Each landlord has their preference, and some methods are better depending on the type of lease. The daily rate can be calculated based on the number of days: 1) in the specific month in question, 2) in the average month (30.42), and 3) in a banker’s month (30).

To arrive at the daily rate, divide the total rent by the number of days. For example, let’s imagine your monthly rent is $1,200, so for a specific month, the daily rate would be:

  • $1200 / 30 days in months like September = $40
  • $1200 / 31 days in months like October = $38.7
  • $1200 / 28 days in February = $42.8

Meanwhile, if you use the number of days in the average month or a banker’s month, the daily rate remains the same regardless of the specific month:

  • $1200 / 30.42 (average) days = $39.4
  • $1200 / 30 days = $40

Landlords tend to use either a banker’s month or the number of days in an average month to calculate prorated rent on a yearly lease.

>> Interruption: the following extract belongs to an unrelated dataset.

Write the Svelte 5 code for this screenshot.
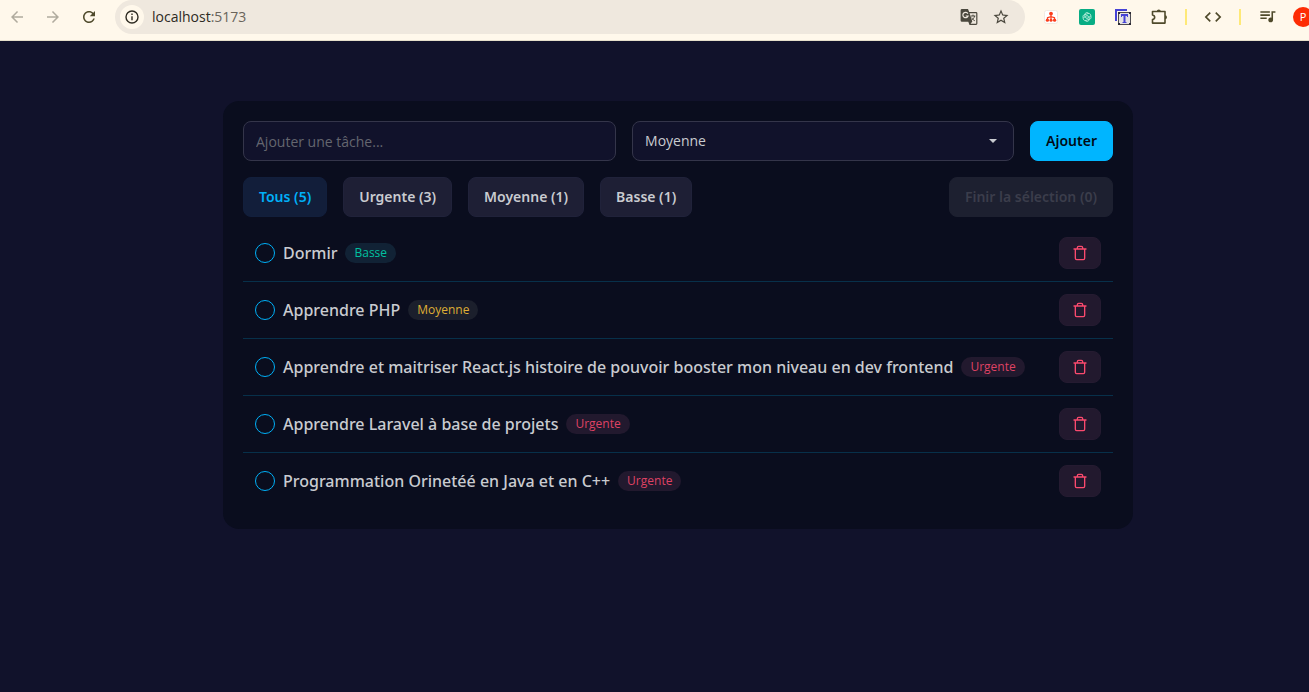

Meanwhile, the specific month is generally preferred for short-term rental contracts.

Calculating the Prorated Portion

Whichever method you use to calculate the daily rate, the calculation for determining how much rent the tenant owes is:

Number of days x daily rent = prorated portion

For example, a renter would have to pay 11 days X $39.4 = $433.4 if they moved in on the 20th of October (assuming a monthly rent of $1,200 and using an average month system). Or 13 days X $39.4 = $512.2, if they moved out later, on the 13th of May, for instance.

When Is Prorated Rent Needed?

Landlords are generally not legally obliged to agree to offer prorated rent, although many do at the beginning of the lease term as it’s mutually beneficial. As a tenant, it can be more challenging to convince your landlord to prorate the rent at the end of your lease term if you’re planning to leave early.

If you want to leave later than the agreed lease expiration date, however, most landlords will be willing to comply as long as they don’t already have a new tenant lined up. Either way, the best advice is to discuss this with your landlord in advance.